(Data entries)

## start

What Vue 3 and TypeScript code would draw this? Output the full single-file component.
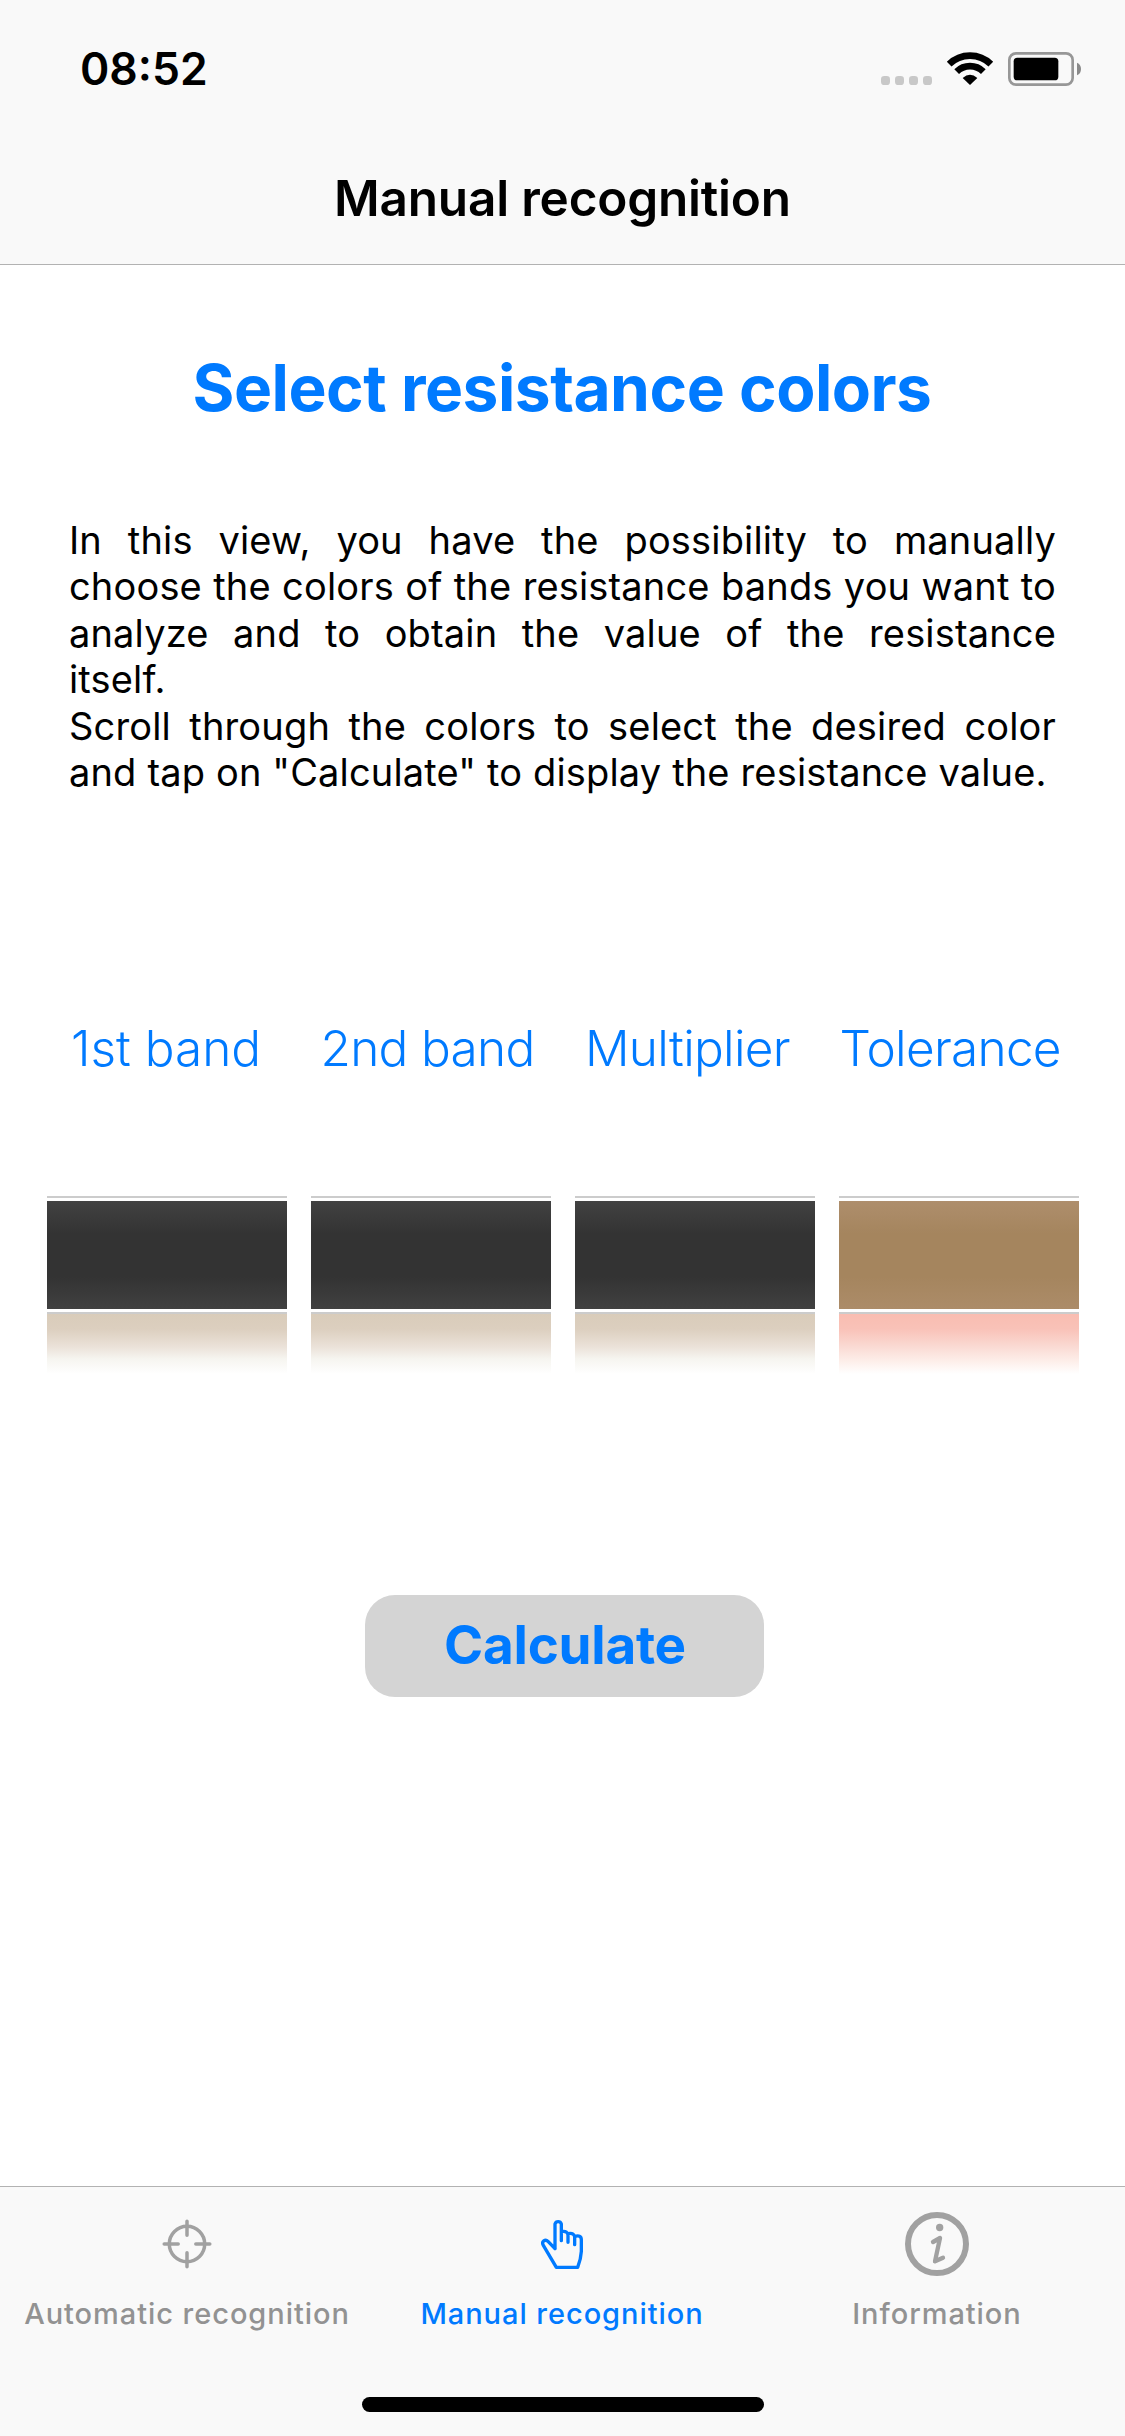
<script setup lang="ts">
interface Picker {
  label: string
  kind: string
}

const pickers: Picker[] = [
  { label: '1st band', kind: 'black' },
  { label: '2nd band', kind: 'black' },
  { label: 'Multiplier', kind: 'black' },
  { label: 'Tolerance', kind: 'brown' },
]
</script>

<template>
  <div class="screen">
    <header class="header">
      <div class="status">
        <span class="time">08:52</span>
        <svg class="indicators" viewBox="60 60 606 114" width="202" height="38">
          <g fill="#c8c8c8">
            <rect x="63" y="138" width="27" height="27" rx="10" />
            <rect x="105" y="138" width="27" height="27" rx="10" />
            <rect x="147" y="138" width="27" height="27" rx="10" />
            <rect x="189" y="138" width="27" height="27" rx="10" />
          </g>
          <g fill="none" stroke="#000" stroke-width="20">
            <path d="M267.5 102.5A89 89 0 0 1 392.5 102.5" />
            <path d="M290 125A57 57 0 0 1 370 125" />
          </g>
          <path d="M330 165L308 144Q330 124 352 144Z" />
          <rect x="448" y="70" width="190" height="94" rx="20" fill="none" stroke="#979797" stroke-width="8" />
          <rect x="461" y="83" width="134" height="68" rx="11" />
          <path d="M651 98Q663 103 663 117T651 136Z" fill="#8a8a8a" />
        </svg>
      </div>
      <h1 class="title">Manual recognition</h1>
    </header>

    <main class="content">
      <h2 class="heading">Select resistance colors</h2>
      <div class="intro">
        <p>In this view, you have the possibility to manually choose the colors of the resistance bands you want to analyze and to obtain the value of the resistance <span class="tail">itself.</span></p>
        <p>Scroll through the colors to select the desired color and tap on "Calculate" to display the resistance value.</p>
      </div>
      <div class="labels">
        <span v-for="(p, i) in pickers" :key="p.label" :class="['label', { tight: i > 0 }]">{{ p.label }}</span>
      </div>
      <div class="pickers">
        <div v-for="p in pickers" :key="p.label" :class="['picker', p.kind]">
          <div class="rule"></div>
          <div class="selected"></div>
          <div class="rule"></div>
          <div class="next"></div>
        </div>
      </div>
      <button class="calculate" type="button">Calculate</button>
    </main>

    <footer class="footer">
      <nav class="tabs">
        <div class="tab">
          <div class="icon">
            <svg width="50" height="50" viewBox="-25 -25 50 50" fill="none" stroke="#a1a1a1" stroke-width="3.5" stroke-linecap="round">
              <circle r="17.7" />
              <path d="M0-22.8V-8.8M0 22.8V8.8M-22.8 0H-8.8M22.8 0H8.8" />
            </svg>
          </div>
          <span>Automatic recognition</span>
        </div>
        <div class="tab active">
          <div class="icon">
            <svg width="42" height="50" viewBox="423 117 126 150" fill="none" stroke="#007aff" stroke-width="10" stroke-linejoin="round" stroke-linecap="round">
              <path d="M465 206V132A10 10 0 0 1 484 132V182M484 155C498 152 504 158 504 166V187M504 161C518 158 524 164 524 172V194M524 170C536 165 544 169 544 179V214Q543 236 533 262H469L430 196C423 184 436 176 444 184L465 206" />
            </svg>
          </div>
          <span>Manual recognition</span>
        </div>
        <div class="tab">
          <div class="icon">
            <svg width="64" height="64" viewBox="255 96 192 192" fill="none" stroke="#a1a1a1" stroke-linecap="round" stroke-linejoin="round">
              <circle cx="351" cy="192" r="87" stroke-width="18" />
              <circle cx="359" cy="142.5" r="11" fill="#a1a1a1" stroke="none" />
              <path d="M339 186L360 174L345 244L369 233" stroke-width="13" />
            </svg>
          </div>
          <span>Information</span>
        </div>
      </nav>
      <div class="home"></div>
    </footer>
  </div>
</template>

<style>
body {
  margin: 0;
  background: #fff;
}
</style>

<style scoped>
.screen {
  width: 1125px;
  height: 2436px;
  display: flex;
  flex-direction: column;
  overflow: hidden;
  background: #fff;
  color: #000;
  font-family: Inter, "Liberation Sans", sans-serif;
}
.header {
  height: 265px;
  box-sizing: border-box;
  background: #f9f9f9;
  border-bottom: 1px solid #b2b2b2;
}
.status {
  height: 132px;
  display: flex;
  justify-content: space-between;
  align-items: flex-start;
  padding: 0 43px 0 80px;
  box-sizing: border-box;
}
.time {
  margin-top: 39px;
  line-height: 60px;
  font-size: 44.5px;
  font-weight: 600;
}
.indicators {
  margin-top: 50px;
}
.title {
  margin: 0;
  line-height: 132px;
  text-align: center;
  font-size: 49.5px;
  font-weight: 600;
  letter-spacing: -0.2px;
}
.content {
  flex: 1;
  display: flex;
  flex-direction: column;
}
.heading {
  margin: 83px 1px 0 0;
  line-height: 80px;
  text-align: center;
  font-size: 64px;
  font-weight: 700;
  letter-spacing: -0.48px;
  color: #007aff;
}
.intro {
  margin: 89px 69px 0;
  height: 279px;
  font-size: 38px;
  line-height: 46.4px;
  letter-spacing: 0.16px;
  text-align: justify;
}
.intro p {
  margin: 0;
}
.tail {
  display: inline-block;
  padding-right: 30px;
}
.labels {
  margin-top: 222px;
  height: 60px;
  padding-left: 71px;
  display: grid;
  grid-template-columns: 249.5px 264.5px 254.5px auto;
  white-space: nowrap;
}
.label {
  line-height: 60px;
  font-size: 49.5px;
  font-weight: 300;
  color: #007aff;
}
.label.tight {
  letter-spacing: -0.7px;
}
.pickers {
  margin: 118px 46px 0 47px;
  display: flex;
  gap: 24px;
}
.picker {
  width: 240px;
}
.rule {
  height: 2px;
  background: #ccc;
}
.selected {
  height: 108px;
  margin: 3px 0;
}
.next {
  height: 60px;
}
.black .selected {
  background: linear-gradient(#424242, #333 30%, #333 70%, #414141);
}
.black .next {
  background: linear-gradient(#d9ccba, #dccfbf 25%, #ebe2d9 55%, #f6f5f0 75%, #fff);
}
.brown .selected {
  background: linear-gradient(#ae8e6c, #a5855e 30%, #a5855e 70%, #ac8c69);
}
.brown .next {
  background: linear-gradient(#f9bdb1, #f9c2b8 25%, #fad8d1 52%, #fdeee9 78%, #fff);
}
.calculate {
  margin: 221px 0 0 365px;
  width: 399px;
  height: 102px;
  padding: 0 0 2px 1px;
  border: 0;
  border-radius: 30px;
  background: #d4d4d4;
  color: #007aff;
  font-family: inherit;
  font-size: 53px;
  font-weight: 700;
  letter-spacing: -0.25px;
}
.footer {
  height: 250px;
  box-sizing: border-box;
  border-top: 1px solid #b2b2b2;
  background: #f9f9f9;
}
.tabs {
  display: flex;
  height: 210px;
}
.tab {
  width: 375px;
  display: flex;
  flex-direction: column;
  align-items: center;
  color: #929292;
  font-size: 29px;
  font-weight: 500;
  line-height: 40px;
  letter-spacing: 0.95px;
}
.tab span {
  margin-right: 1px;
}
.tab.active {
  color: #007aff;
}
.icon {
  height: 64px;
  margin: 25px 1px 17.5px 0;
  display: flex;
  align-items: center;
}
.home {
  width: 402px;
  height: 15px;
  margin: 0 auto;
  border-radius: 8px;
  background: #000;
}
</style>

## end
## start

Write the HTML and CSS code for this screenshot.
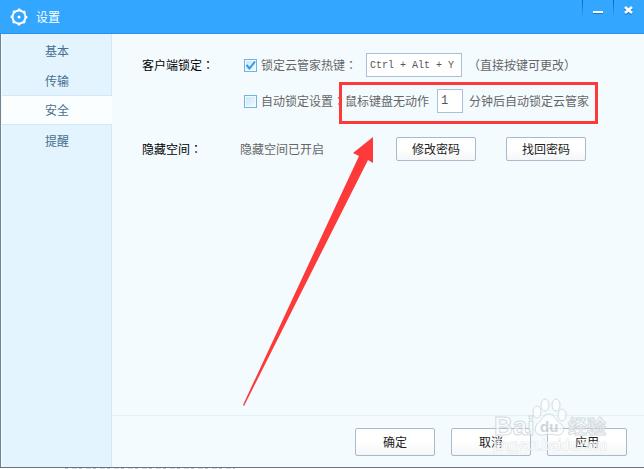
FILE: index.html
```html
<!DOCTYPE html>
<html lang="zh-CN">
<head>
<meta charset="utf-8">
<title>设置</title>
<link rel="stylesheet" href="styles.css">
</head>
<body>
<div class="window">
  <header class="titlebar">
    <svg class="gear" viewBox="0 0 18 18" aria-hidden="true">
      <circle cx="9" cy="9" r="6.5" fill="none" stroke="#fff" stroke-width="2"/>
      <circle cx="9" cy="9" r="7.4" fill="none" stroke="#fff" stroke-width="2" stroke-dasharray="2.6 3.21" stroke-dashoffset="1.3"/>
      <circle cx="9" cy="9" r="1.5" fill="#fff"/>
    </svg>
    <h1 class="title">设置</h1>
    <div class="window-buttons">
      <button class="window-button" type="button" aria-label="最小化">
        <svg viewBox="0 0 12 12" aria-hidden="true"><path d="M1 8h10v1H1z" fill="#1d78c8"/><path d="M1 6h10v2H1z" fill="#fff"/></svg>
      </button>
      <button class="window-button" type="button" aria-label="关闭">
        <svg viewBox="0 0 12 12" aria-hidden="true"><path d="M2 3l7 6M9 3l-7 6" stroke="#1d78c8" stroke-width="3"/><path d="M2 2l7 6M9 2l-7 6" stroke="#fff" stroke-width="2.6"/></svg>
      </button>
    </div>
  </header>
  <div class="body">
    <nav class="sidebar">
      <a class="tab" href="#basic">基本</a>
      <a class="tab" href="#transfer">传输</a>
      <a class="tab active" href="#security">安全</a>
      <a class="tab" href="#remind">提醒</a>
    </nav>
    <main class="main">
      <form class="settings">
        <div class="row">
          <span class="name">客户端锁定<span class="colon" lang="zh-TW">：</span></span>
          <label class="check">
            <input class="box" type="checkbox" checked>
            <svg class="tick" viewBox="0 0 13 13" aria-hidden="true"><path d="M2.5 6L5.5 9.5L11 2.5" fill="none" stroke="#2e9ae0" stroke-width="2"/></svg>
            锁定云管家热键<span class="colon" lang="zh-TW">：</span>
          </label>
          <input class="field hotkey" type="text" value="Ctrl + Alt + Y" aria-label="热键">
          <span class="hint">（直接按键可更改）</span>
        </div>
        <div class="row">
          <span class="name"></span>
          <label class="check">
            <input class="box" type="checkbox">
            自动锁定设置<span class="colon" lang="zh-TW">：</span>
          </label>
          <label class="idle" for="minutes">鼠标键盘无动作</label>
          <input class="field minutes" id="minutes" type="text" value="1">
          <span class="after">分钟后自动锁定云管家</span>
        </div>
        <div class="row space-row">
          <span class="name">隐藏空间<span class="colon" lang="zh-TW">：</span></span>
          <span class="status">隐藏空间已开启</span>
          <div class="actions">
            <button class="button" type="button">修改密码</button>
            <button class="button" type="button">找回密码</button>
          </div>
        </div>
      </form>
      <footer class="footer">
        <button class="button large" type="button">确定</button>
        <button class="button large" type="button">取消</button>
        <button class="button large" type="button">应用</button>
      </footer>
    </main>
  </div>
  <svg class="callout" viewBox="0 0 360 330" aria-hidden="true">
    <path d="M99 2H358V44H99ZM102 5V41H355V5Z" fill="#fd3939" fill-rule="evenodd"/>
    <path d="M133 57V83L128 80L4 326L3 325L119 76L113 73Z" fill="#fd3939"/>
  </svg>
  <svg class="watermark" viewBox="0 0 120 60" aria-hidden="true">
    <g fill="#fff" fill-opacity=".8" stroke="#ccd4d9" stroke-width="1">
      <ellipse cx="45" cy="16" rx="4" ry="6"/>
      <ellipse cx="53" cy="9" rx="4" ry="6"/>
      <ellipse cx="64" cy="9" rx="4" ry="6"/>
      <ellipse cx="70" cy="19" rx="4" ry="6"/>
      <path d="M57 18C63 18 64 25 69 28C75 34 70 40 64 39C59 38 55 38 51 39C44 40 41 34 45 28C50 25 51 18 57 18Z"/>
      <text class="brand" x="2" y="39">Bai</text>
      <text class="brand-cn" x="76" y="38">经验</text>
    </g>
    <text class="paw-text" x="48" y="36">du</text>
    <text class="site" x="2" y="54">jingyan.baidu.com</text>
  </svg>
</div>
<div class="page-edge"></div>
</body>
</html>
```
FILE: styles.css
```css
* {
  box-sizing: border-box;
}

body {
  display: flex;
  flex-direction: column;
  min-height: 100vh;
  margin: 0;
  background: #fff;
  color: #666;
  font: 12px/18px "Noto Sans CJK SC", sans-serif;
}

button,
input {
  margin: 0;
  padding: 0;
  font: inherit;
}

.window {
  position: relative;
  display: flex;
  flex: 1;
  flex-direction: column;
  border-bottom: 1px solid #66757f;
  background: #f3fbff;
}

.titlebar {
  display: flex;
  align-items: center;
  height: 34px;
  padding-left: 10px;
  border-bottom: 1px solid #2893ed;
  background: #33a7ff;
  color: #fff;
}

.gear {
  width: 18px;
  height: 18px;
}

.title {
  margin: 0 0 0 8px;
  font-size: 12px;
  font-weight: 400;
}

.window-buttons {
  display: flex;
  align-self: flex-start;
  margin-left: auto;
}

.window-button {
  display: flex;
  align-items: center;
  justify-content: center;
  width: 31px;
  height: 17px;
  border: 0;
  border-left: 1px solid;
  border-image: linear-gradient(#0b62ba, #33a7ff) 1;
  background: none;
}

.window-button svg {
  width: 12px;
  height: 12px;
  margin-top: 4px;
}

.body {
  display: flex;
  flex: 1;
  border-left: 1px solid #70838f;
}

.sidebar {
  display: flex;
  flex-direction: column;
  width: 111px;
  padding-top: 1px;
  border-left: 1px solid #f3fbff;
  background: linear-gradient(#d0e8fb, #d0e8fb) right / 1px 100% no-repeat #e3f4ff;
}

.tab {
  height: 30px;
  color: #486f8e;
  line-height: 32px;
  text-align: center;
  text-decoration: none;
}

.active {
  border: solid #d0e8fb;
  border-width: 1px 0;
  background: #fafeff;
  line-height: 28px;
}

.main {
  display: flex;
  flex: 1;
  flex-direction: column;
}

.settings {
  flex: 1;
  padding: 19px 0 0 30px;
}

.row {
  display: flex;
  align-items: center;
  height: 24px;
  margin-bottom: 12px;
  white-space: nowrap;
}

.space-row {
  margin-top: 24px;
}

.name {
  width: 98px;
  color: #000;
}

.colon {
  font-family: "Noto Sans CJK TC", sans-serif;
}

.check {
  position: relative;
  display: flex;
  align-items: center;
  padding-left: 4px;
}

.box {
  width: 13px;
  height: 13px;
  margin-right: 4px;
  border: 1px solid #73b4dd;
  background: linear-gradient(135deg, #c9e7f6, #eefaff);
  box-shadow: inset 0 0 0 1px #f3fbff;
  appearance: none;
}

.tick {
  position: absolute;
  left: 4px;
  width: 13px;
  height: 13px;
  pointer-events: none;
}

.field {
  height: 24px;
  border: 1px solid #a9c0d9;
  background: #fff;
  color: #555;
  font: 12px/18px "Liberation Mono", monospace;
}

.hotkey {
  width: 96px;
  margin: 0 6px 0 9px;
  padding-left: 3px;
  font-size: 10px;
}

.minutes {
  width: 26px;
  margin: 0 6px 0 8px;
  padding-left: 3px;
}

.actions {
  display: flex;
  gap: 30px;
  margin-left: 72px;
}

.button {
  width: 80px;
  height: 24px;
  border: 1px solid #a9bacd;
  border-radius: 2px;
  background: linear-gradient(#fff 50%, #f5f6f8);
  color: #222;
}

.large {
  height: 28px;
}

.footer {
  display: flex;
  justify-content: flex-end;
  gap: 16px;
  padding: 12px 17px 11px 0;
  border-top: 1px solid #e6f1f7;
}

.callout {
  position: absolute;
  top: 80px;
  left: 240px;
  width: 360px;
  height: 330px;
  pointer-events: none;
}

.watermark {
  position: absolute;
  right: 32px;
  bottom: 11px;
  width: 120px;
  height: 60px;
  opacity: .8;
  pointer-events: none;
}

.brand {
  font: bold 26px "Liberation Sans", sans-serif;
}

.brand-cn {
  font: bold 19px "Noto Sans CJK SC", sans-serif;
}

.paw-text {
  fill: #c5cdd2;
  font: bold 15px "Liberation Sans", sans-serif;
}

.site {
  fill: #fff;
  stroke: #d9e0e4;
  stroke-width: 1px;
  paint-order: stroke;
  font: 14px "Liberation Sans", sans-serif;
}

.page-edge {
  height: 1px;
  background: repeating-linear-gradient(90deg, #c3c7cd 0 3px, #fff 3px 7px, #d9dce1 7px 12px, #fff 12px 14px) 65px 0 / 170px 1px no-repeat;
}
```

## end

- **TASK PROMPT**: Count the lines of these entries that hold the string "this", and give only that number.

- **OUTPUT OF THE EXERCISE**: 3